Manchester United legend Eric Cantona will be remembered forever by Red Devils supporters, for his incredible impact on the pitch.
For many, Eric Cantona is remembered for his famed kung-fu kick on a Crystal Palace fan, which saw him receive a lengthy suspension.
Cantona is fondly remembered by former Premier League midfielder Paul Merson for that incident, because he says he did him a big career favour.
Speaking to Football’s Greatest with Jeff Stelling, Merson explained: “When I got done with the drink and the drugs and I come out of the treatment I was still banned from playing and I was still getting pelters from the papers, ‘ban him for life, what he was a disgrace’, I remember sitting in bed one night watching Sportsnight.
“I was watching it and he did the kung-fu kick and I thought ‘thank God for that’ and I was never mentioned again.”

Merson praises Eric Cantona impact
There was far more to Eric Cantona than his many off-pitch run-ins, and Merson says the Frenchman drw his respect from his ability and the way he carried himself.
He said: “I loved his aura, the collar’s up, he’d walk on the pitch, his back’s straight. Especially for someone like me who was very shy, who didn’t always think I should be there, I always used to think whoosh look at him. He knew he was good.
“At Man United he made players around him better, there’s no doubt about that.”
Eric Cantona scores big goals
Eric Cantona scored 82 goals in total for the club, and Merson insists it was a case of quality over quantity when assessing his total impact.
He said: “A lot of his goals were big goals, he wasn’t getting a hat-trick, getting a fourth, fifth and sixth goal in a 6-0 win. He was getting the first goal in games, winning 1-0.

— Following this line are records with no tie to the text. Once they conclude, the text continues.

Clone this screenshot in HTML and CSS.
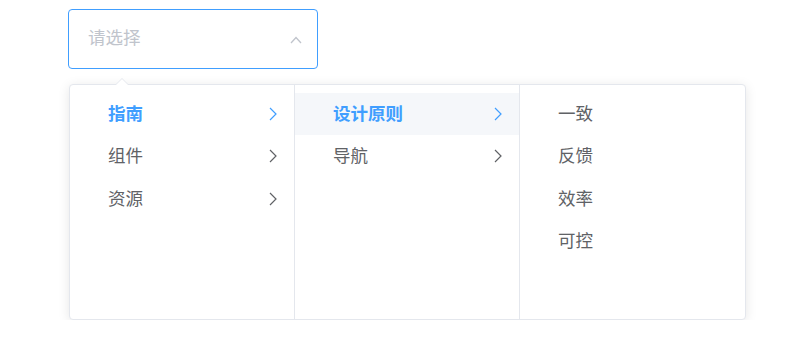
FILE: index.html
```html
<!DOCTYPE html>
<html lang="zh">
<head>
<meta charset="utf-8">
<link rel="stylesheet" href="styles.css">
</head>
<body>
<div class="wrap">
  <div class="input">
    <span class="placeholder">请选择</span>
    <svg class="up" width="12" height="8" viewBox="0 0 12 8"><path d="M1 7 L6 1.5 L11 7" fill="none" stroke="#c0c4cc" stroke-width="1.3"/></svg>
  </div>
  <div class="panel">
    <span class="arrow"></span>
    <ul class="menu">
      <li class="node active"><span>指南</span><svg class="chev" width="8" height="14" viewBox="0 0 8 14"><path d="M1 1 L7 7 L1 13" fill="none" stroke="currentColor" stroke-width="1.2"/></svg></li>
      <li class="node"><span>组件</span><svg class="chev" width="8" height="14" viewBox="0 0 8 14"><path d="M1 1 L7 7 L1 13" fill="none" stroke="currentColor" stroke-width="1.2"/></svg></li>
      <li class="node"><span>资源</span><svg class="chev" width="8" height="14" viewBox="0 0 8 14"><path d="M1 1 L7 7 L1 13" fill="none" stroke="currentColor" stroke-width="1.2"/></svg></li>
    </ul>
    <ul class="menu">
      <li class="node active hover"><span>设计原则</span><svg class="chev" width="8" height="14" viewBox="0 0 8 14"><path d="M1 1 L7 7 L1 13" fill="none" stroke="currentColor" stroke-width="1.2"/></svg></li>
      <li class="node"><span>导航</span><svg class="chev" width="8" height="14" viewBox="0 0 8 14"><path d="M1 1 L7 7 L1 13" fill="none" stroke="currentColor" stroke-width="1.2"/></svg></li>
    </ul>
    <ul class="menu">
      <li class="node"><span>一致</span></li>
      <li class="node"><span>反馈</span></li>
      <li class="node"><span>效率</span></li>
      <li class="node"><span>可控</span></li>
    </ul>
  </div>
</div>
</body>
</html>
```
FILE: styles.css
```css
html, body {
  margin: 0;
  background: #fff;
}
body {
  font-family: "Noto Sans CJK SC", "Noto Sans", sans-serif;
  font-size: 17.5px;
  color: #606266;
}
.wrap {
  padding: 9px 0 0 68px;
}
.input {
  box-sizing: border-box;
  width: 250px;
  height: 60px;
  border: 1px solid #409eff;
  border-radius: 4px;
  display: flex;
  align-items: center;
  justify-content: space-between;
  padding: 0 15px 0 19px;
}
.placeholder {
  color: #c0c4cc;
  margin-top: -5px;
}
.up {
  display: block;
  margin-top: 2px;
}
.panel {
  position: relative;
  box-sizing: border-box;
  margin-top: 15px;
  margin-left: 1px;
  width: 677px;
  height: 236px;
  border: 1px solid #e4e7ed;
  border-radius: 4px;
  background: #fff;
  box-shadow: 0 2px 12px rgba(0, 0, 0, 0.1);
  display: flex;
}
.arrow {
  position: absolute;
  top: -7px;
  left: 45px;
  width: 0;
  height: 0;
  border-left: 7px solid transparent;
  border-right: 7px solid transparent;
  border-bottom: 7px solid #e4e7ed;
}
.arrow::after {
  content: "";
  position: absolute;
  left: -6px;
  top: 1px;
  border-left: 6px solid transparent;
  border-right: 6px solid transparent;
  border-bottom: 6px solid #fff;
}
.menu {
  list-style: none;
  margin: 0;
  padding: 7.5px 0 0;
  width: 225px;
  box-sizing: border-box;
  border-right: 1px solid #e4e7ed;
}
.menu:last-child {
  border-right: none;
}
.node {
  height: 42.5px;
  display: flex;
  align-items: center;
  justify-content: space-between;
  padding: 0 17px 0 38px;
  color: #606266;
}
.node span {
  margin-top: -3px;
}
.node.active {
  color: #409eff;
  font-weight: bold;
}
.node.hover {
  background: #f5f7fa;
}
.chev {
  display: block;
}
```
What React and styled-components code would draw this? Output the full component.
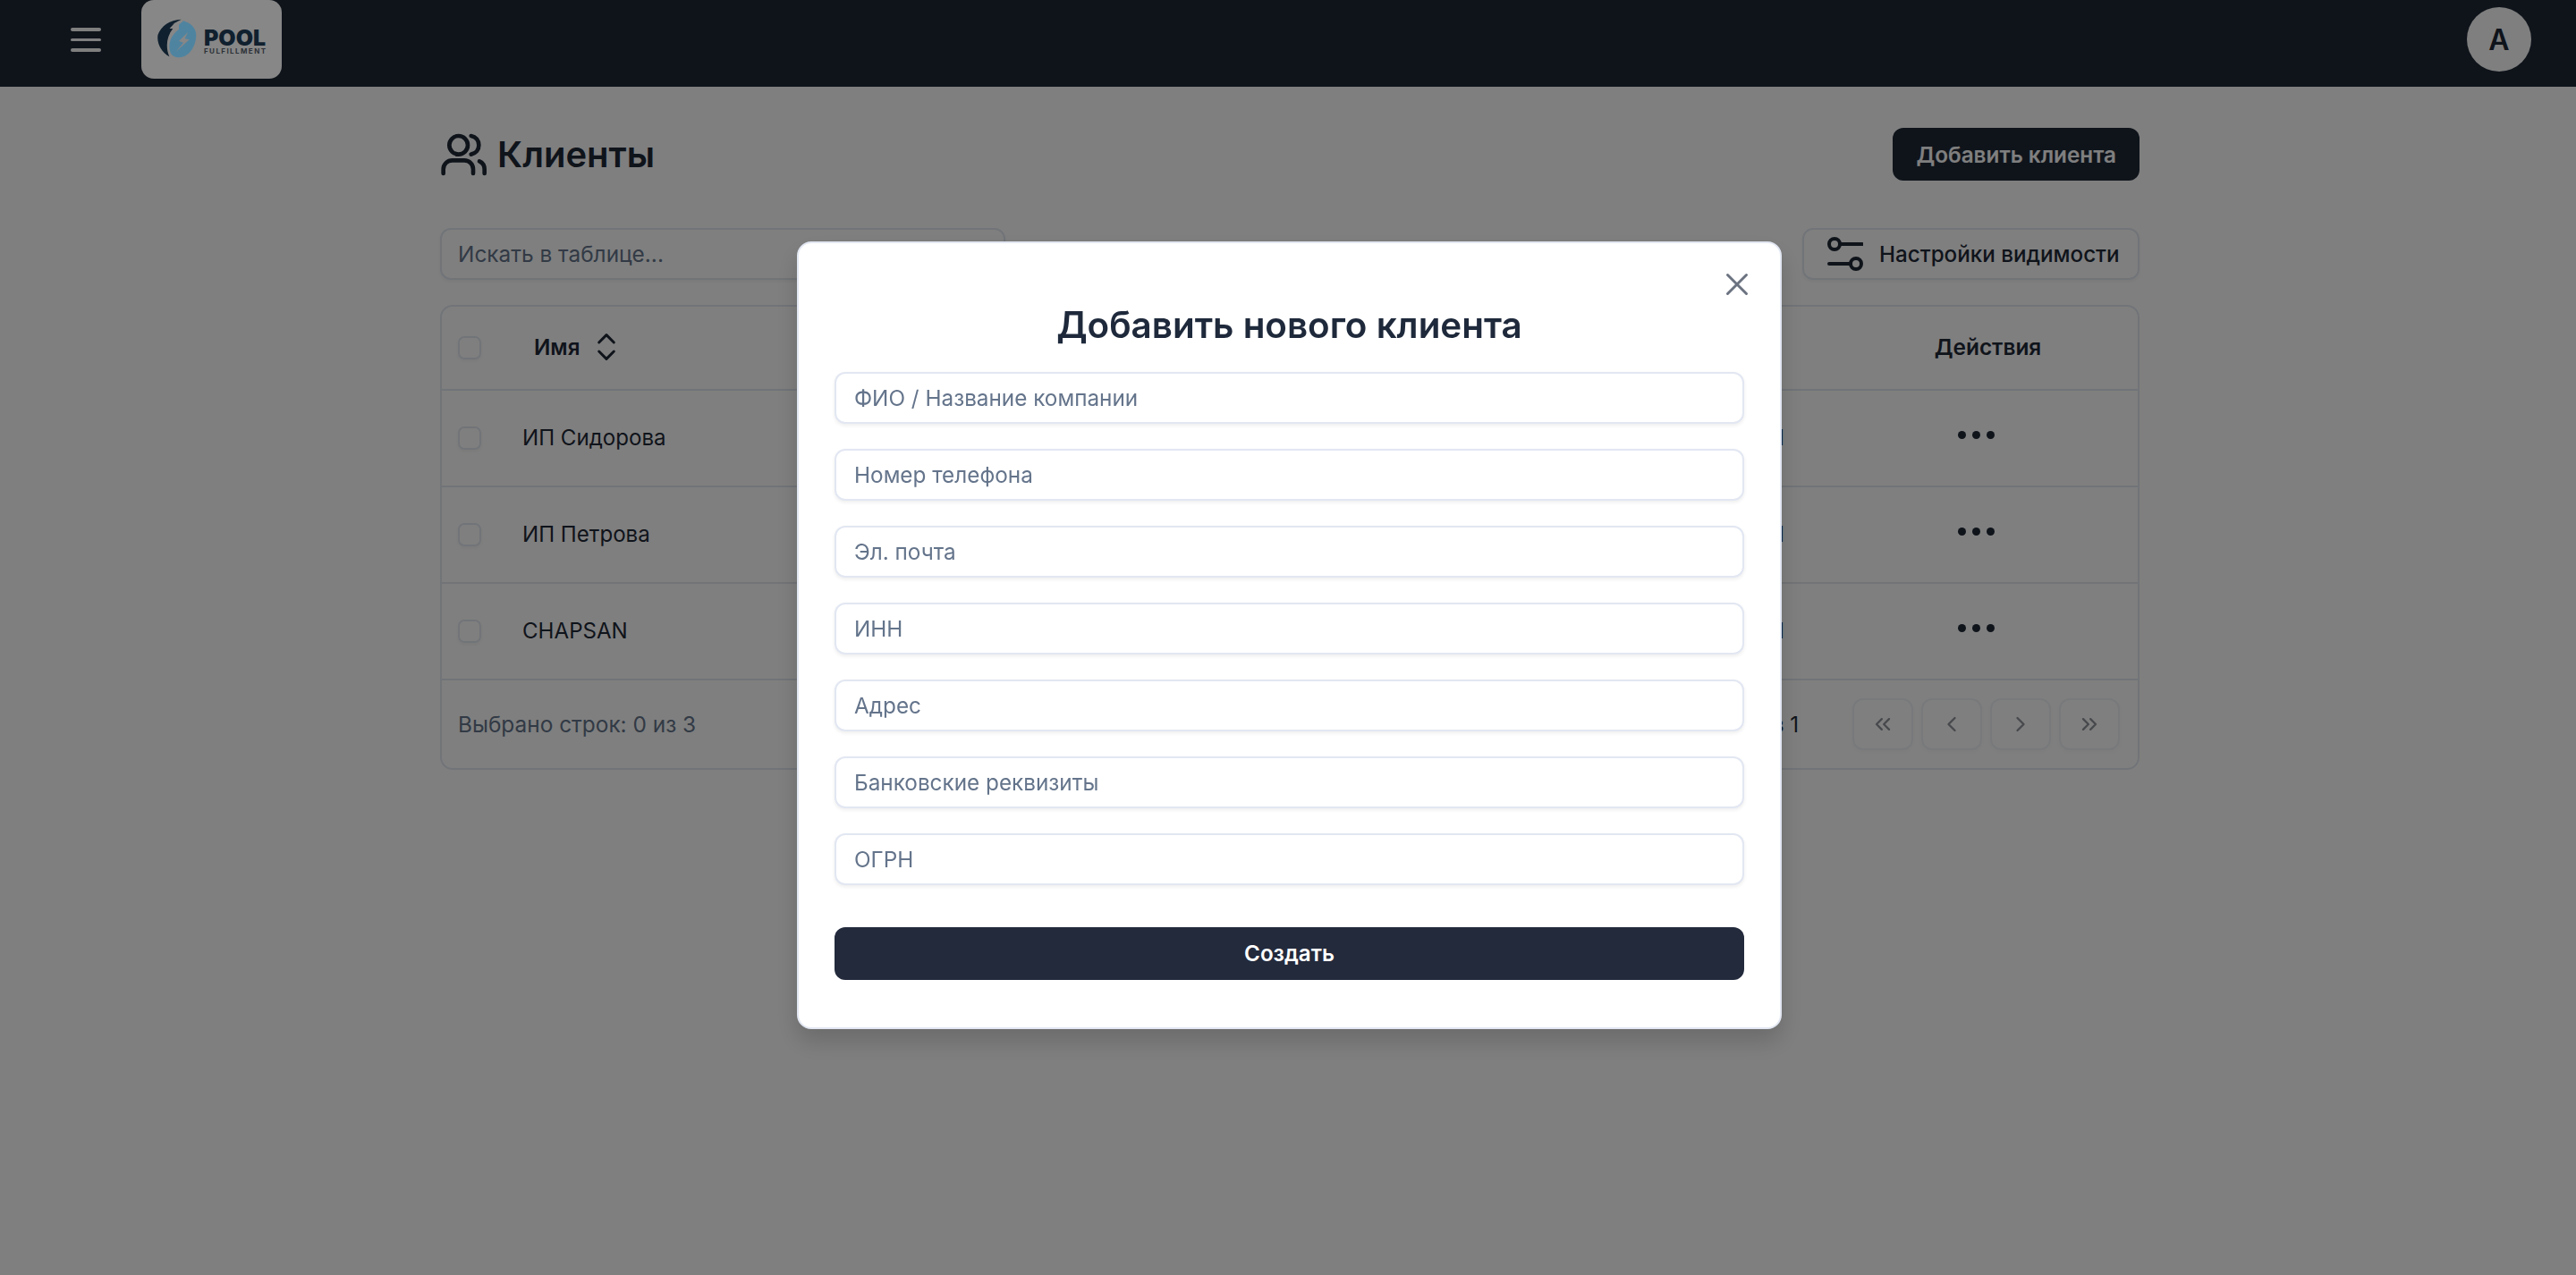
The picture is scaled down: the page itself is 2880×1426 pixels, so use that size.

“He scored big goals. They are the goals I look at. I look at the first goal in the game, the equaliser, or the goal that takes you in front. They are the goals that count for me. I can’t speak highly enough of him.”
Cantona’s FA Cup final record speaks to that. He scored the penalty to put Manchester United in front against Chelsea in 1994, and then another, and then in 1996 he scored the winner against Liverpool at Wembley to seal the Double Double.
He was the biggest star of his era, and the biggest sadness of the incident at Selhurst Park in 1995, was that the subsequent suspension robbed Manchester United fans of time watching him, with Cantona going on to cut his career abruptly short in the summer of 1997, at just 30.